2. Physicochemistry of Deep Eutectic Solvents (DESs)

Deep eutectic solvents are mixtures of hydrogen bond donors (HBDs) and acceptors (HBAs) (Lewis and Brønsted acids and bases), which are characterized by the presence of the eutectic point. Eutectic point is associated with a specific ratio of parent substances (PSs) at which their mixture exhibits a much lower melting point than the isolated PSs. In the case of DESs, the depression of the melting point is much deeper than for common eutectics (Figure 2); hence, the term “deep eutectic”. An example of that phenomenon can be observed in the common DES called reline—a mixture of choline chloride (ChCl) and urea (U) in a molar ratio of 1:2, which was first discovered by Abbott et al. [1]. While the melting points of ChCl and U are 302–305 °C and 133–135 °C, respectively, the melting temperature of reline is ~12 °C.
Figure 2. Phase diagram of the binary DESs. Note the presence of a deep eutectic point. S and L—solid and liquid phase, α and β—phase names, χ—molar fraction of substance A and B.
However, it has to be highlighted that there is still no clear understanding of how deep the melting point depression must be to define DES—or what should be the melting point of DES. It seems that the most common way of defining it, is by looking at the melting point of the mixture in the operational (applicational) temperature. Some authors assume DESs must be liquid below 100 °C [20]. Other ones state that they must maintain the liquid at room temperature [21]. DESs is also known with melting points as low as −40 °C (glycerine) [22]. However, there is no consensus between the researchers in the field, with more and more questions about the nature of DESs and the understanding of the relationship between their molecular structure and macroscopic properties [23].
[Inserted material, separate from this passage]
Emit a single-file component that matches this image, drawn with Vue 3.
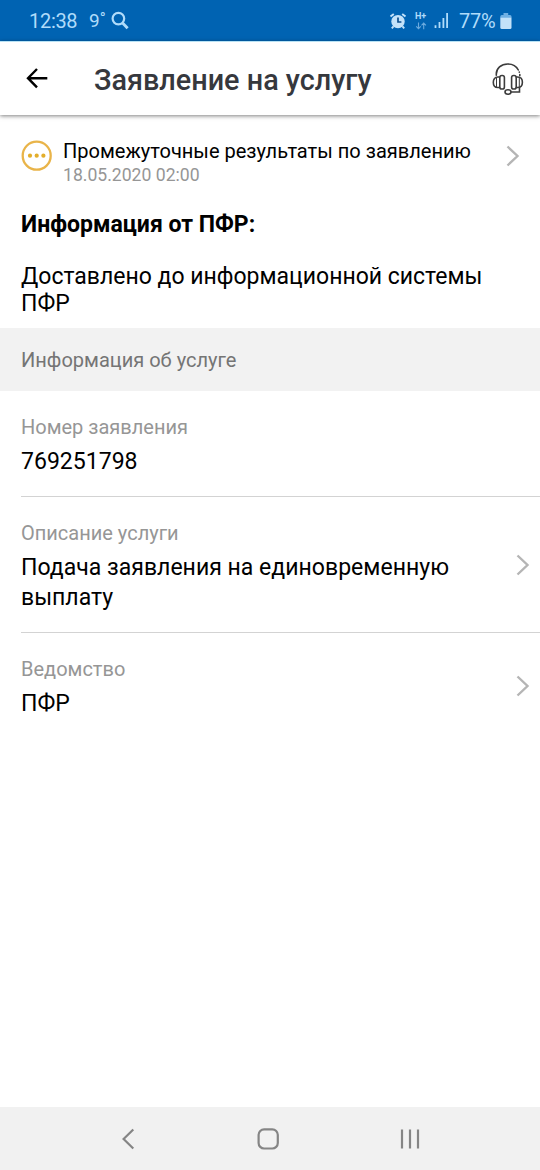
<script setup>
const details = [
  { label: 'Номер заявления', value: '769251798', kind: 'number', link: false },
  { label: 'Описание услуги', value: 'Подача заявления на единовременную выплату', kind: 'service', link: true },
  { label: 'Ведомство', value: 'ПФР', kind: 'agency', link: true },
]
</script>

<template>
  <div class="screen">
    <div class="status">
      <span class="clock">12:38</span>
      <span class="temp">9<span class="deg">°</span></span>
      <svg class="search" width="20" height="20" viewBox="0 0 20 20" fill="none" stroke="#b0dcfa">
        <circle cx="7.4" cy="7.600" r="5.800" stroke-width="2.200" />
        <path d="M11.600 12l5 5.300" stroke-width="2.800" />
      </svg>
      <div class="right">
        <svg width="18" height="18" viewBox="0 0 18 18">
          <circle cx="9" cy="9.600" r="6.700" fill="#c3e2f9" />
          <path d="M1.500 4.600L4.800 1.900M16.500 4.600l-3.300-2.700M4.500 14.300L2.800 16.300M13.500 14.300l1.700 2" stroke="#c3e2f9" stroke-width="1.900" fill="none" />
          <path d="M9 5.600V10h3.400" stroke="#0c4f8f" stroke-width="1.700" fill="none" />
        </svg>
        <div class="net">
          <span>H+</span>
          <svg width="12" height="8" viewBox="0 0 12 8" fill="none" stroke="#6aaade" stroke-width="1.100">
            <path d="M3.500 .5v6M1.200 4.400l2.300 2.300 2.300-2.300M8.700 7.200v-6M6.500 3.300l2.200-2.300 2.200 2.300" />
          </svg>
        </div>
        <svg class="signal" width="15" height="16" viewBox="0 0 15 16">
          <path d="M.6 12.300h1.800V15H.6zM4.600 9h1.800v6H4.600zM8.500 5h1.800v10H8.500zM12.200 0H14v15h-1.800z" fill="#b0dcfa" />
        </svg>
        <span class="percent">77%</span>
        <svg class="battery" width="12" height="17" viewBox="0 0 12 17">
          <path d="M3.500 0h4.700v2h1.800q1.500 0 1.500 1.500V5H.3V3.500Q.3 2 1.800 2h1.700z" fill="#6fb0e4" />
          <path d="M.3 4.800h11.200v9.700q0 1.500-1.500 1.500H1.800q-1.500 0-1.500-1.500z" fill="#c3e2f9" />
        </svg>
      </div>
    </div>

    <header class="header">
      <svg class="back" width="24" height="24" viewBox="0 0 24 24" fill="none" stroke="#000" stroke-width="2.400">
        <path d="M22.300 12.200H3.500M12 3L3 12.200l9 9.200" />
      </svg>
      <h1>Заявление на услугу</h1>
      <svg class="support" width="34" height="34" viewBox="0 0 34 34" fill="none" stroke="#3c3c3c" stroke-width="1.600" stroke-linecap="round">
        <path d="M5.300 13.200V12C5.300 6.500 10 2 16.800 2c5.200 0 8.700 2.300 10.500 6" />
        <path d="M28.300 10v.2M28.800 12.500v1.200" />
        <rect x="8.800" y="13.500" width="4.600" height="13.500" rx="2.100" />
        <rect x="20.600" y="13.500" width="4.600" height="13.500" rx="2.100" />
        <path d="M8.500 15H6.800C4 15 2.300 17 2.300 20.200S4 25.500 6.800 25.500H8.500M25.300 15h1.300c2.900 0 4.800 2 4.800 5.200S29.500 25.500 26.600 25.500h-1.300" />
        <path d="M5.500 15.700v9.500M28.300 15.700v9.500" stroke-width="1" />
        <path d="M28.500 25.800v4.200h-8.300" />
        <ellipse cx="17" cy="30" rx="3" ry="2.200" />
      </svg>
    </header>

    <main>
      <div class="result">
        <svg class="pending" width="32" height="32" viewBox="0 0 32 32">
          <circle cx="15.700" cy="15.700" r="14" fill="none" stroke="#e9b449" stroke-width="2.300" />
          <g fill="#e3ae2b"><circle cx="9" cy="15.700" r="2.100" /><circle cx="15.700" cy="15.700" r="2.100" /><circle cx="22.400" cy="15.700" r="2.100" /></g>
        </svg>
        <div class="result-text">
          <div class="result-title">Промежуточные результаты по заявлению</div>
          <div class="result-date">18.05.2020 02:00</div>
        </div>
        <svg class="chevron" width="14" height="22" viewBox="0 0 14 22" fill="none" stroke="#b5b5b5" stroke-width="2.400">
          <path d="M1.500 1.500L11.500 11l-10 9.500" />
        </svg>
      </div>
      <h2>Информация от ПФР:</h2>
      <p class="message">Доставлено до информационной системы ПФР</p>
      <div class="section">Информация об услуге</div>
      <div v-for="item in details" :key="item.label" class="detail" :class="item.kind">
        <div class="detail-text">
          <div class="label">{{ item.label }}</div>
          <div class="value">{{ item.value }}</div>
        </div>
        <svg v-if="item.link" class="chevron" width="14" height="22" viewBox="0 0 14 22" fill="none" stroke="#b5b5b5" stroke-width="2.400">
          <path d="M1.500 1.500L11.500 11l-10 9.500" />
        </svg>
      </div>
    </main>

    <nav class="nav">
      <svg width="14" height="22" viewBox="0 0 14 22" fill="none" stroke="#858585" stroke-width="2.200"><path d="M12.300 1.500L2.600 11l9.700 9.500" /></svg>
      <svg width="22" height="22" viewBox="0 0 22 22" fill="none" stroke="#858585" stroke-width="2.200"><rect x="1.600" y="1.300" width="19.200" height="19.200" rx="5.500" /></svg>
      <svg width="20" height="22" viewBox="0 0 20 22" fill="none" stroke="#858585" stroke-width="2.200"><path d="M2 1.500v19M10 1.500v19M18 1.500v19" /></svg>
    </nav>
  </div>
</template>

<style>
body { margin: 0; background: #fff; }
</style>

<style scoped>
.screen { width: 540px; height: 1170px; display: flex; flex-direction: column; background: #fff; font-family: Roboto, "Noto Sans", sans-serif; color: #000; overflow: hidden; }
.screen svg { flex: none; display: block; }
.status { height: 41px; box-sizing: border-box; flex: none; display: flex; align-items: center; padding: 2px 28px 0 29px; background: #0063b2; color: #b0dcfa; font-size: 20px; line-height: 24px; }
.clock { width: 60px; margin-top: -1px; letter-spacing: -0.3px; }
.temp { width: 22px; font-size: 19px; display: flex; line-height: 22px; margin-top: -2px; }
.deg { font-size: 16px; line-height: 18px; }
.search { margin-top: -1px; }
.right { margin-left: auto; display: flex; align-items: center; }
.right > svg { margin-top: -2px; }
.net { width: 13px; margin: -1px 6px 0 8px; font-size: 9px; line-height: 9px; font-weight: 700; }
.net svg { margin-top: 1px; }
.percent { margin: -1px 0 0 10px; width: 41px; letter-spacing: -0.3px; }
.right > .battery { margin-top: 0; }
.header { height: 74px; flex: none; box-sizing: border-box; display: flex; align-items: center; padding: 0 15px 0 25px; box-shadow: 0 1px 4px rgba(0,0,0,.5); border-top: 1px solid #b8e2f4; }
.back { margin-top: -1px; }
h1 { margin: 3px 0 0 45px; font-size: 28.8px; line-height: 34px; font-weight: 500; color: #36383d; white-space: nowrap; }
.support { margin-left: auto; }
main { flex: 1; display: flex; flex-direction: column; }
.result { display: flex; padding: 23px 20px 0 21px; }
.pending { margin-top: 2px; }
.result-text { margin-left: 10px; flex: 1; white-space: nowrap; }
.result-title { font-size: 20.05px; line-height: 26px; }
.result-date { font-size: 17.6px; line-height: 20px; color: #969696; margin-top: 1px; }
.result .chevron { margin-top: 7px; }
h2 { margin: 26px 21px 0; font-size: 23.05px; line-height: 27px; font-weight: 700; }
.message { margin: 25px 40px 0 21px; font-size: 23px; line-height: 27px; }
.section { margin-top: 11px; height: 63px; background: #f2f2f2; color: #757575; font-size: 20.05px; line-height: 65px; padding-left: 21px; }
.detail { margin-left: 21px; box-sizing: border-box; display: flex; justify-content: space-between; padding: 24px 10px 0 0; border-bottom: 1px solid #d3d3d3; }
.number { height: 106px; }
.service { height: 136px; }
.agency { border-bottom: 0; }
.label { font-size: 20px; line-height: 24px; color: #969696; }
.value { margin-top: 8px; font-size: 23.05px; line-height: 30px; width: 450px; }
.service .chevron { margin-top: 33px; }
.agency .chevron { margin-top: 18px; }
.nav { height: 63px; flex: none; display: flex; align-items: center; justify-content: space-between; padding: 0 120px 0 121px; background: #f1f1f1; }
</style>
The eutectic point of a DES is directly associated with its structure, which features a highly complex network of hydrogen bonds, resulting in specific physical properties such as low vapor pressure, high viscosity, and usually higher density than water. The direct evidence that the presence of the hydrogen bond lattice is responsible for the observed eutectic point was reported by Stefanovic et al. [24]. The mechanism of the formation of DESs has also been investigated by Araujo et al. on the example of reline, using inelastic neutron scattering [25]. In their study, they found that both choline chloride and urea undergo steric changes. The planar (sp2) structure of urea (in crystal) becomes tetragonal (sp3), and the chloride anion of ChCl is slightly displaced, which decreases the steric hindrance of the torsional movement of methyl groups. These two combined effects lead to the formation of the hydrogen bond lattice in the structure of reline. Therefore, it can be presumed that similar behavior is present in other organic DESs.